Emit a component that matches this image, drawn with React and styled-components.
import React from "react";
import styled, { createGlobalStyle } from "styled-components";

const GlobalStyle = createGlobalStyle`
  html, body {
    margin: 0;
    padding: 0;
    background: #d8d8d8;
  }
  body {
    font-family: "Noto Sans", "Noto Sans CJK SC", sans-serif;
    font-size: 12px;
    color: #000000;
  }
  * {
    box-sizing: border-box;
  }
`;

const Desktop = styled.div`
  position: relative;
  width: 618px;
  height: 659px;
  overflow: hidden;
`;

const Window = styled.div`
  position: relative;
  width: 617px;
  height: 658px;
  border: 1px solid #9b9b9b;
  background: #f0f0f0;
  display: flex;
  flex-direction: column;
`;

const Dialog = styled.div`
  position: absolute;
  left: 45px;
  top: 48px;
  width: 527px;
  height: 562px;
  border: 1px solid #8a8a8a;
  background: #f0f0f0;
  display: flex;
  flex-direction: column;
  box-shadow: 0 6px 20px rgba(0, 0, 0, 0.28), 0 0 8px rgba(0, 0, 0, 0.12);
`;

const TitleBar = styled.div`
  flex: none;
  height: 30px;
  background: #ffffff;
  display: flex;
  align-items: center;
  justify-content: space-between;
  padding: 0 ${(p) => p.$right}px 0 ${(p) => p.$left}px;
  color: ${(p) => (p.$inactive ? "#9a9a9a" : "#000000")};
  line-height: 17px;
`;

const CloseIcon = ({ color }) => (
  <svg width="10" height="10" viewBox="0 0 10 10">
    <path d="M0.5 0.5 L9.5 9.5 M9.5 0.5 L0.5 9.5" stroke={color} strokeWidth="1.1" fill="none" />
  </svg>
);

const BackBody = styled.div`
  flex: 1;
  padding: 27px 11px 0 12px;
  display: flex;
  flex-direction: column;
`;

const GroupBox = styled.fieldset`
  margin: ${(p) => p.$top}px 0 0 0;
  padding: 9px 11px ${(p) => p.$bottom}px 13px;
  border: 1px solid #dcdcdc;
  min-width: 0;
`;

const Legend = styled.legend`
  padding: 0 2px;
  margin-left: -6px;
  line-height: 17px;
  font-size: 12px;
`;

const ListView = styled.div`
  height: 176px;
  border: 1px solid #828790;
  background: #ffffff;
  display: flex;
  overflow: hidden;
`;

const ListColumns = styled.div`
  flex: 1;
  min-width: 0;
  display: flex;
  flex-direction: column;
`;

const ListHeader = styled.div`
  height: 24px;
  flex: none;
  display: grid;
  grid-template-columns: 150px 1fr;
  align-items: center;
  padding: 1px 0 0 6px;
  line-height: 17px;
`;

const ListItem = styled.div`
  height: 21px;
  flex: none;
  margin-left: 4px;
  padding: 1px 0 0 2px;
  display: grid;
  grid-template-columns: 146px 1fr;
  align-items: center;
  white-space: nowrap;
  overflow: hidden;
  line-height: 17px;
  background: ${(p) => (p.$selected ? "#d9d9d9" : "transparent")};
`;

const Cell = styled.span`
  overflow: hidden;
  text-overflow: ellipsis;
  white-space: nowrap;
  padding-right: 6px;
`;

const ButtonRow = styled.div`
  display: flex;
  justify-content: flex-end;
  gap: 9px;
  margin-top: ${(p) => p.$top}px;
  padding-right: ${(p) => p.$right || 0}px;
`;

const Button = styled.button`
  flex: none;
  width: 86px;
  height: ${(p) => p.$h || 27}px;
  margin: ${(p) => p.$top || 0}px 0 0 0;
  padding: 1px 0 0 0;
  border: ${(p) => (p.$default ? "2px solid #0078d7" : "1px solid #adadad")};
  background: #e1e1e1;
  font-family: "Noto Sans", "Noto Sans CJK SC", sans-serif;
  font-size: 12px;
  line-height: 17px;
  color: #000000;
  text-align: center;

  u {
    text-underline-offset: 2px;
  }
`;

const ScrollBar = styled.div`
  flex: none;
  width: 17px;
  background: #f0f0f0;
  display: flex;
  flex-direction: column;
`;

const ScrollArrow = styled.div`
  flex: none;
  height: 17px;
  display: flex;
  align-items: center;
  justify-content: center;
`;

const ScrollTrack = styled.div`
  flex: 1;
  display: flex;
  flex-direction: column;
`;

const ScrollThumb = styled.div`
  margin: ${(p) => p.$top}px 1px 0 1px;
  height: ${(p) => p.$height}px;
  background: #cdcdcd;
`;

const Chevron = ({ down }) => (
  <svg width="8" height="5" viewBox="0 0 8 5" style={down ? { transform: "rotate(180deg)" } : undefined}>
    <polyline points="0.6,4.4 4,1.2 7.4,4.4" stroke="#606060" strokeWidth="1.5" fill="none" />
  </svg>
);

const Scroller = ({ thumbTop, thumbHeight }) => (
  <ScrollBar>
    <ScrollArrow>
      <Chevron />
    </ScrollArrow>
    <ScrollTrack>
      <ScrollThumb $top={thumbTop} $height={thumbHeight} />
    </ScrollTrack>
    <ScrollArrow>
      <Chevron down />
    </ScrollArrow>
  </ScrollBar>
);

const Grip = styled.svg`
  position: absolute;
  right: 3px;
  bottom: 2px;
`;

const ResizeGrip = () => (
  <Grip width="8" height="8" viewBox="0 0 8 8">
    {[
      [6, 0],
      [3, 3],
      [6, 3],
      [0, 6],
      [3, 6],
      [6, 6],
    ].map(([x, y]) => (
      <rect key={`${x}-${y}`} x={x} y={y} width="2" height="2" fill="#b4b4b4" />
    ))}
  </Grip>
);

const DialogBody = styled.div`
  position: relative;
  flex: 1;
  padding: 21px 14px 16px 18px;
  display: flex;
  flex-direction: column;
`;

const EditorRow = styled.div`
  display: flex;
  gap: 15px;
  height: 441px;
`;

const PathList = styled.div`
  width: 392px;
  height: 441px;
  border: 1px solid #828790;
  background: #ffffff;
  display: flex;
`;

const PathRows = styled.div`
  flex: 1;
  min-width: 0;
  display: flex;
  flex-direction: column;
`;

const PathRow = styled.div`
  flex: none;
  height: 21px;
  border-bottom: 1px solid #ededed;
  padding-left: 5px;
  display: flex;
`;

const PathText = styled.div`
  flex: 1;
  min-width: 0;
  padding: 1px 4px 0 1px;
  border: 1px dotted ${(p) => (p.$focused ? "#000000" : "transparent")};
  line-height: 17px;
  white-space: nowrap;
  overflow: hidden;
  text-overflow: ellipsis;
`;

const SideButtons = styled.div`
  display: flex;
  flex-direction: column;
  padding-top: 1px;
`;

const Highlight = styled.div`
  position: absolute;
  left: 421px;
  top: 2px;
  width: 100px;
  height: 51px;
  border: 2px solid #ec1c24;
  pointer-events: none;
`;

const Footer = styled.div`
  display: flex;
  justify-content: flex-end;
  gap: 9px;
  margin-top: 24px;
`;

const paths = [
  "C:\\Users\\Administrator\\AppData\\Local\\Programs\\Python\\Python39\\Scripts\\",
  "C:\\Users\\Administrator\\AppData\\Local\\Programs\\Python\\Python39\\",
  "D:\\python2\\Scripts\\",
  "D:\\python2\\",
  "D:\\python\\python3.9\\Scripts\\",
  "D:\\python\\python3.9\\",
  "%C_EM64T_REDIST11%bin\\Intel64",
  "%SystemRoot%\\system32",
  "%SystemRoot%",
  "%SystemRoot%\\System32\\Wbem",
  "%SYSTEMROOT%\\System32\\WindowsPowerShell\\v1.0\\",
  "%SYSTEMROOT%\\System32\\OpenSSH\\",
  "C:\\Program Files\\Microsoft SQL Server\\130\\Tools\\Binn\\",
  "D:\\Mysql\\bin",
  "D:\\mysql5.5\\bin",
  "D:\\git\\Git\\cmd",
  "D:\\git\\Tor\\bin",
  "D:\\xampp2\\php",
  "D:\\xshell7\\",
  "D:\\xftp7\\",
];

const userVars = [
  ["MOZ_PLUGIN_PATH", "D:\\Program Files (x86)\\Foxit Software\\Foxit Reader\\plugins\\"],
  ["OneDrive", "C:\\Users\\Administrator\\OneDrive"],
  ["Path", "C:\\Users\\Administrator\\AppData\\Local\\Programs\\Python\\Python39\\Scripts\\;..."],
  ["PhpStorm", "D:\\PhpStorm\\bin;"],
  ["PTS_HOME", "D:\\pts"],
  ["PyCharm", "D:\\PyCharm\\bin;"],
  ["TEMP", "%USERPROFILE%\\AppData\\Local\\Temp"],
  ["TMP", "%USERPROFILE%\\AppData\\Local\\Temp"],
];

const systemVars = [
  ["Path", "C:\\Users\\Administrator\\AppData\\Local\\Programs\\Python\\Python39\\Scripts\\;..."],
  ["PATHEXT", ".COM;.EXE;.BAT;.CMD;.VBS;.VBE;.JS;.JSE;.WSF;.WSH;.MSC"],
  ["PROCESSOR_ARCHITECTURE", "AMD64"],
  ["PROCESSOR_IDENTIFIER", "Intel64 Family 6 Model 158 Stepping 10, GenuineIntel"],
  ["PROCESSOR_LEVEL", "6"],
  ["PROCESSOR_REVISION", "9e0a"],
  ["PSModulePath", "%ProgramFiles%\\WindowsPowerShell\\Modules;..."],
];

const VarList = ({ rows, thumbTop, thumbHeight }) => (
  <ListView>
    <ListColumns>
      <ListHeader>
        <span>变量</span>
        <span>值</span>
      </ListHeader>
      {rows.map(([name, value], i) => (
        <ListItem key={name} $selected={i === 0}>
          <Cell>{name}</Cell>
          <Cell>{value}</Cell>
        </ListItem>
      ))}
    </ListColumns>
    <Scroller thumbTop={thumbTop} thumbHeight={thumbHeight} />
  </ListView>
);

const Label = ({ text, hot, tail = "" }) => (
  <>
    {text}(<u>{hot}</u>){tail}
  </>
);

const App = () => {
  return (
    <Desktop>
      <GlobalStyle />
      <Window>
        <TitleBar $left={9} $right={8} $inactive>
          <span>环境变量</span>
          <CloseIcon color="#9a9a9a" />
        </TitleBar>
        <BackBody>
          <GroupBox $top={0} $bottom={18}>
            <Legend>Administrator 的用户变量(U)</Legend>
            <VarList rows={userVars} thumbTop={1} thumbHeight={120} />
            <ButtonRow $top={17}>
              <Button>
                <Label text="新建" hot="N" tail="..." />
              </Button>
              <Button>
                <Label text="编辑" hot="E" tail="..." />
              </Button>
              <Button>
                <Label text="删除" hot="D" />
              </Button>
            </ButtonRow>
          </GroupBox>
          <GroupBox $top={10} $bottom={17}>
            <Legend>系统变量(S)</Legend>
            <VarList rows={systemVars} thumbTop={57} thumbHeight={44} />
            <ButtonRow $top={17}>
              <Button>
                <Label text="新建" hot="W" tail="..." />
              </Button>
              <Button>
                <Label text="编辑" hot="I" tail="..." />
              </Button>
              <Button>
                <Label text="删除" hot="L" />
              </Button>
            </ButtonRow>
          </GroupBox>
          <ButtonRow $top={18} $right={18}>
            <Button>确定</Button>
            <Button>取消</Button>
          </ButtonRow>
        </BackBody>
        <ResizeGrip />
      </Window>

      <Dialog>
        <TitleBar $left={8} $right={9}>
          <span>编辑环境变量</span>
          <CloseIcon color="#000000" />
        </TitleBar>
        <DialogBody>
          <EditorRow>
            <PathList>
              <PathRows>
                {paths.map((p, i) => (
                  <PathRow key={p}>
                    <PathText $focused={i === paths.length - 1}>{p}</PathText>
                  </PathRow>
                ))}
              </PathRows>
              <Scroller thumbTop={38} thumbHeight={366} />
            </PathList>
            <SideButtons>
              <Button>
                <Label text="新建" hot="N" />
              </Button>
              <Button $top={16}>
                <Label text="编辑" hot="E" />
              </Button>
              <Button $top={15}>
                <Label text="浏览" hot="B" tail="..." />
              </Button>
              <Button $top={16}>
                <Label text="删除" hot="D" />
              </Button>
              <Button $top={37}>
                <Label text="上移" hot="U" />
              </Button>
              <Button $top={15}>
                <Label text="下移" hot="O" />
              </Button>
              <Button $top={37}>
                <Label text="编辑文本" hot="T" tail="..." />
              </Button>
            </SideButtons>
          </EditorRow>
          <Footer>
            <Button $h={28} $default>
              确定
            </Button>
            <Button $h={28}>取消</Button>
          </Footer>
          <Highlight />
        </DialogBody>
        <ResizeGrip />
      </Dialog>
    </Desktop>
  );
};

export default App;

WHAT YOU SHOULD DO
Sift the material for lines with the string "React". Copy each one found.

CORRECT RESPONSE
Emit a component that matches this image, drawn with React and styled-components.
import React from "react";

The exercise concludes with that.